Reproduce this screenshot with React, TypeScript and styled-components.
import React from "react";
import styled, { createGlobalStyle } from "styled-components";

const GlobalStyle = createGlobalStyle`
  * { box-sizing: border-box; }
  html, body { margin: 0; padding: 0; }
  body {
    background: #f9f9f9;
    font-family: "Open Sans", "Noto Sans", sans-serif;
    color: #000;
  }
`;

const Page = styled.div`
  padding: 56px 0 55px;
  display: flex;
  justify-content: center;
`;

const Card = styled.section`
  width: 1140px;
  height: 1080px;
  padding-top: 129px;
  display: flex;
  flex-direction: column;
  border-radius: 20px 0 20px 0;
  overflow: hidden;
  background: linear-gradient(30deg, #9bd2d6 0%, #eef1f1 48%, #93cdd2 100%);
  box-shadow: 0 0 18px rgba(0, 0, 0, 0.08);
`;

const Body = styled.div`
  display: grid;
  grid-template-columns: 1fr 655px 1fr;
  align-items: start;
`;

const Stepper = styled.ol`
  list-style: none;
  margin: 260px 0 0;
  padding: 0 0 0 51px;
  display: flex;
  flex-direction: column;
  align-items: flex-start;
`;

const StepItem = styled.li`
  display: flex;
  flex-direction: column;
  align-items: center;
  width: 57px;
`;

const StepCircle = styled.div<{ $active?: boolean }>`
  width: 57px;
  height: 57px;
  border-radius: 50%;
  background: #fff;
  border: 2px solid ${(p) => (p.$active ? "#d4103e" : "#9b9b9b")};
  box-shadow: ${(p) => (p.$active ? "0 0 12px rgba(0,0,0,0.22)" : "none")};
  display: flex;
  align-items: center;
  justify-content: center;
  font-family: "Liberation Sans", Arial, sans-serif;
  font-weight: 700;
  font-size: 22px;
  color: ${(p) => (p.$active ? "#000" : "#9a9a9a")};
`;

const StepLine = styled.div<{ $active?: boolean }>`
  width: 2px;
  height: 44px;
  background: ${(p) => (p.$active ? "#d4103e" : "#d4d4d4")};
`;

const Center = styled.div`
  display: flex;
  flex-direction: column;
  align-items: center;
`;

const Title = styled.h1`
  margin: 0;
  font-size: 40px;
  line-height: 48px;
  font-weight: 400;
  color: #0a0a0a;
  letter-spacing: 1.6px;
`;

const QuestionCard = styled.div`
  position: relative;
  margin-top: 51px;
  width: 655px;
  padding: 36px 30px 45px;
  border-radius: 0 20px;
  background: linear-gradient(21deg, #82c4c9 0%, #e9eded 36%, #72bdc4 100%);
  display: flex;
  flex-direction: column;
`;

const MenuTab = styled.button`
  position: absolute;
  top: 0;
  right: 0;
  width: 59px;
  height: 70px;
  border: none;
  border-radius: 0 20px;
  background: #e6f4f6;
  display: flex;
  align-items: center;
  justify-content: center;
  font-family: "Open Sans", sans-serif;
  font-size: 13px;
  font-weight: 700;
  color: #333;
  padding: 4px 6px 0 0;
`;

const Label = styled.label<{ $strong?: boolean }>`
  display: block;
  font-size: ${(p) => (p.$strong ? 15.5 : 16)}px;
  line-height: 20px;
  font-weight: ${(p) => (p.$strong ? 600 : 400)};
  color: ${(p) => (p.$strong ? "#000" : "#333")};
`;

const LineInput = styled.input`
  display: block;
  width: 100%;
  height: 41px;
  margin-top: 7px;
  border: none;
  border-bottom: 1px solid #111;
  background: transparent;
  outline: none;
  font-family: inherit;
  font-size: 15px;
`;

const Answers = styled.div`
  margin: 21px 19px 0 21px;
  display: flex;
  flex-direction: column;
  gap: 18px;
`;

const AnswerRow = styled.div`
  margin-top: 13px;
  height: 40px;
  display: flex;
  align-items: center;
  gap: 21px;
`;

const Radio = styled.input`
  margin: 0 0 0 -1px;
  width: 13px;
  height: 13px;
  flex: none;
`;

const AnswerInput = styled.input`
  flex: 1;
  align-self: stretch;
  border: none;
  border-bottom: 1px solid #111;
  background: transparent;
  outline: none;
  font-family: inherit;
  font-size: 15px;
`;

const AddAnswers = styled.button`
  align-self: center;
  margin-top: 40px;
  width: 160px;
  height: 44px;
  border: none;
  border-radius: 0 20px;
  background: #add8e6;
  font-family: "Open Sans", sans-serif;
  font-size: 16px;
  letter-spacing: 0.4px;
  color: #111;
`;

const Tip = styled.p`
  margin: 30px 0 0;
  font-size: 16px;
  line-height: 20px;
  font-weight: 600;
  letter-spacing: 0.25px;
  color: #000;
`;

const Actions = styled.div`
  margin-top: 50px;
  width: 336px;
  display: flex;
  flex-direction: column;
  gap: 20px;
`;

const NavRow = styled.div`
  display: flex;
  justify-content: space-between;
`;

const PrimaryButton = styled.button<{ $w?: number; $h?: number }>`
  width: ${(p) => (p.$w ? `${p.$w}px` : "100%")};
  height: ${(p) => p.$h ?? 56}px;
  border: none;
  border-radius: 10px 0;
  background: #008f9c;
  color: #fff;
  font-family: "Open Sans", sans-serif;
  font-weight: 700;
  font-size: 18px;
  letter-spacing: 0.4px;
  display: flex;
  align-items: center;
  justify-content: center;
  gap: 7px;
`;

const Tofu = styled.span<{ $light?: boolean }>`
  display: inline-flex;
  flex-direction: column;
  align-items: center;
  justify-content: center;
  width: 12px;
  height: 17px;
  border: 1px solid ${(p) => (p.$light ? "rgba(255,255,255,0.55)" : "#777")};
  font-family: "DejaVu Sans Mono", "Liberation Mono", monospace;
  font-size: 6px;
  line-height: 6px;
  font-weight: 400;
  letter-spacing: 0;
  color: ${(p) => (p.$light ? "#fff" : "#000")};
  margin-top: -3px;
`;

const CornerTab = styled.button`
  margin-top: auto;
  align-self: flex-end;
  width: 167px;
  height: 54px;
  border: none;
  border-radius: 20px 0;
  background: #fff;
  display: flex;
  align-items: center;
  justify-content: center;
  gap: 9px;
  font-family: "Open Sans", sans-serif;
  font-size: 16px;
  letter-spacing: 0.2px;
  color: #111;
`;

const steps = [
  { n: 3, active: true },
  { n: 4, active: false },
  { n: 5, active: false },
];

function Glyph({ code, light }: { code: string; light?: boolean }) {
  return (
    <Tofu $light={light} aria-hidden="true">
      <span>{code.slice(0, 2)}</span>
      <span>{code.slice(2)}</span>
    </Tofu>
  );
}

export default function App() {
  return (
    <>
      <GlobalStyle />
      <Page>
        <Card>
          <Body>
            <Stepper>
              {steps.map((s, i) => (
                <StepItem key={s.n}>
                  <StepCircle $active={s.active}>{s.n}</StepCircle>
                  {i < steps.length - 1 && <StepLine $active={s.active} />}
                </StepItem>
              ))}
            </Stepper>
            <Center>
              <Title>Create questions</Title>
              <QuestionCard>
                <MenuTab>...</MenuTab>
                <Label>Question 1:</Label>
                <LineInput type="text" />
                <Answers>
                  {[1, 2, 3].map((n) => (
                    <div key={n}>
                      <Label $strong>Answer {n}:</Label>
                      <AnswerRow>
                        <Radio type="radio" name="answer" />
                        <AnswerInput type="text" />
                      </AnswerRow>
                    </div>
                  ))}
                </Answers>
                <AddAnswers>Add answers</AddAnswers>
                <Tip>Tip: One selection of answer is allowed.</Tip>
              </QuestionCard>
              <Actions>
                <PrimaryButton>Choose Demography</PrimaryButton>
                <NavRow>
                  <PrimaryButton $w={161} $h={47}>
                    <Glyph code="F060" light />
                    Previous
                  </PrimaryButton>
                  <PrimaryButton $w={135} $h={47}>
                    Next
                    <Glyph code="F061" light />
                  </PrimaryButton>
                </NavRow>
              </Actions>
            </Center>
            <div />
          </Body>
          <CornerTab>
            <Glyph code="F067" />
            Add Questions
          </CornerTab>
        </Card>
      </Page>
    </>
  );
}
==
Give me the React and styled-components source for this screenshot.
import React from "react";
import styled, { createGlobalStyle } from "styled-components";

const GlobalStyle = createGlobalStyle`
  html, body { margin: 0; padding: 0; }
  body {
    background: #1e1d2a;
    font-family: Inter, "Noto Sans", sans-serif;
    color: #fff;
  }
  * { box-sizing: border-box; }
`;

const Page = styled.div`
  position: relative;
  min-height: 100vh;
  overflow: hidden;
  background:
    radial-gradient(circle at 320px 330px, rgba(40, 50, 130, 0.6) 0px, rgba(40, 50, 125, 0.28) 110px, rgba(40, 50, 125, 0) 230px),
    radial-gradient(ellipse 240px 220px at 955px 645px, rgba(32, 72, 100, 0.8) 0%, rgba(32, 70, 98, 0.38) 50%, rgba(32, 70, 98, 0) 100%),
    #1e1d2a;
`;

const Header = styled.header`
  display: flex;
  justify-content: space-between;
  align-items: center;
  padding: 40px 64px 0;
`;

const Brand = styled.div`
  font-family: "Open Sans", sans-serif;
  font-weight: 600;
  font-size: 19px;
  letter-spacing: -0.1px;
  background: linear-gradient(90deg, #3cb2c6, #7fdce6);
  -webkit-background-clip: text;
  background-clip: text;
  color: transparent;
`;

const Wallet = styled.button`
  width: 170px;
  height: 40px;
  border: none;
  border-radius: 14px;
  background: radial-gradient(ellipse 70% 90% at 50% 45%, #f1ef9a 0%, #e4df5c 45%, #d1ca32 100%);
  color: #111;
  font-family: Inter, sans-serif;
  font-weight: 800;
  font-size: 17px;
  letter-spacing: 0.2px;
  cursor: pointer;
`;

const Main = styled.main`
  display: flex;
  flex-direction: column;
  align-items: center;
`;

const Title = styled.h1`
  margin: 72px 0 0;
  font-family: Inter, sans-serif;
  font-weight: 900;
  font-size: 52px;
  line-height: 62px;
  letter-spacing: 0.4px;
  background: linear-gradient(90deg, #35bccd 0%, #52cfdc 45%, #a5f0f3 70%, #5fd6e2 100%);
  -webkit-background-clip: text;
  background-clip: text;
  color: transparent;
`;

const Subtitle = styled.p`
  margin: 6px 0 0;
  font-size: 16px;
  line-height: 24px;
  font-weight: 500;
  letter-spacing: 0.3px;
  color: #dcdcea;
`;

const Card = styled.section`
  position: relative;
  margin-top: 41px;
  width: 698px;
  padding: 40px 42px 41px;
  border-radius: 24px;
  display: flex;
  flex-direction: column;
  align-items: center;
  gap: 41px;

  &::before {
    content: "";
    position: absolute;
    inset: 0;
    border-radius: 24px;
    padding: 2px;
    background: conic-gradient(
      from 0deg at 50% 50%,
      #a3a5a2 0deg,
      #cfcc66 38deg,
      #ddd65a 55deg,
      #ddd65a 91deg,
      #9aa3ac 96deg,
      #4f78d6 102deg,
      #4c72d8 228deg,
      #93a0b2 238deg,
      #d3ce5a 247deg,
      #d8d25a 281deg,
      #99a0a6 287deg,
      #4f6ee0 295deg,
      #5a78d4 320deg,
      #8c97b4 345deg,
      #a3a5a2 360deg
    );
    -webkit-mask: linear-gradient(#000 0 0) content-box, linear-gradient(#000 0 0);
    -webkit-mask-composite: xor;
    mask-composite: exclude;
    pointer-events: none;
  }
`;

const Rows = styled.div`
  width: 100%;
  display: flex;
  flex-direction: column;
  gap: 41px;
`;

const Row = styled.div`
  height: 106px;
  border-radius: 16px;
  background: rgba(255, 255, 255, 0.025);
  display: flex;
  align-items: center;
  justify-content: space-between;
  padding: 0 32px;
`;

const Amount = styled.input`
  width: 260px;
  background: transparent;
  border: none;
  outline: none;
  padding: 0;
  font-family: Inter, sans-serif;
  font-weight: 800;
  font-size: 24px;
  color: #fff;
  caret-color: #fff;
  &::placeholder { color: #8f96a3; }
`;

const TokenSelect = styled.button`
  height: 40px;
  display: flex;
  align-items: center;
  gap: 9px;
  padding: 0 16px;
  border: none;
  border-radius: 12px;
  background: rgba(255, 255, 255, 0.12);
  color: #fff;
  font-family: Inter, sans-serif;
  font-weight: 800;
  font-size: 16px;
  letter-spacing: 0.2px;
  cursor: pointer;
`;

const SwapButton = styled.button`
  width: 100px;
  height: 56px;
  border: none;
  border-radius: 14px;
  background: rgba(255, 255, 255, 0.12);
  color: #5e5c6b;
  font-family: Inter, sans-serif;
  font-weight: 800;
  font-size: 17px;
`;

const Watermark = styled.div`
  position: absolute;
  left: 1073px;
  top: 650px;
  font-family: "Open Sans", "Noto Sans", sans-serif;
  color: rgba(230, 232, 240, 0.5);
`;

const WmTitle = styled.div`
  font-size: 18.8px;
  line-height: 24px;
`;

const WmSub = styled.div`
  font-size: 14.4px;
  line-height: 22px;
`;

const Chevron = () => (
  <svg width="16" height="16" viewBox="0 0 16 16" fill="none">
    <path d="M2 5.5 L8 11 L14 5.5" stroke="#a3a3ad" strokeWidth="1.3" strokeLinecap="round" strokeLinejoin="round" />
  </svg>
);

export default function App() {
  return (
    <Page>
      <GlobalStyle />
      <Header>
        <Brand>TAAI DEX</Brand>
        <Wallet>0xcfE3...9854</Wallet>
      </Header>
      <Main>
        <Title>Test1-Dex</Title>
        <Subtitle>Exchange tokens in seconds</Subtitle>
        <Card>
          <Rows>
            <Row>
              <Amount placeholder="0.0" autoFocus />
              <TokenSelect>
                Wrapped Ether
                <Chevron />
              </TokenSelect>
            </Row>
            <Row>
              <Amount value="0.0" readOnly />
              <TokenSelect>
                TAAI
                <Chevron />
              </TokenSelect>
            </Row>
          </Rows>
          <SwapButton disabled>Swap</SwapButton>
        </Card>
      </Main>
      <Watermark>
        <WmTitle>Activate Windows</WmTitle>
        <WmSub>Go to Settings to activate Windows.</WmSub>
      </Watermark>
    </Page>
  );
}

INSTRUCTION
Look through the entries above; copy each line where the string "components" appears.

RESPONSE TO THIS TASK
Reproduce this screenshot with React, TypeScript and styled-components.
import styled, { createGlobalStyle } from "styled-components";
Give me the React and styled-components source for this screenshot.
import styled, { createGlobalStyle } from "styled-components";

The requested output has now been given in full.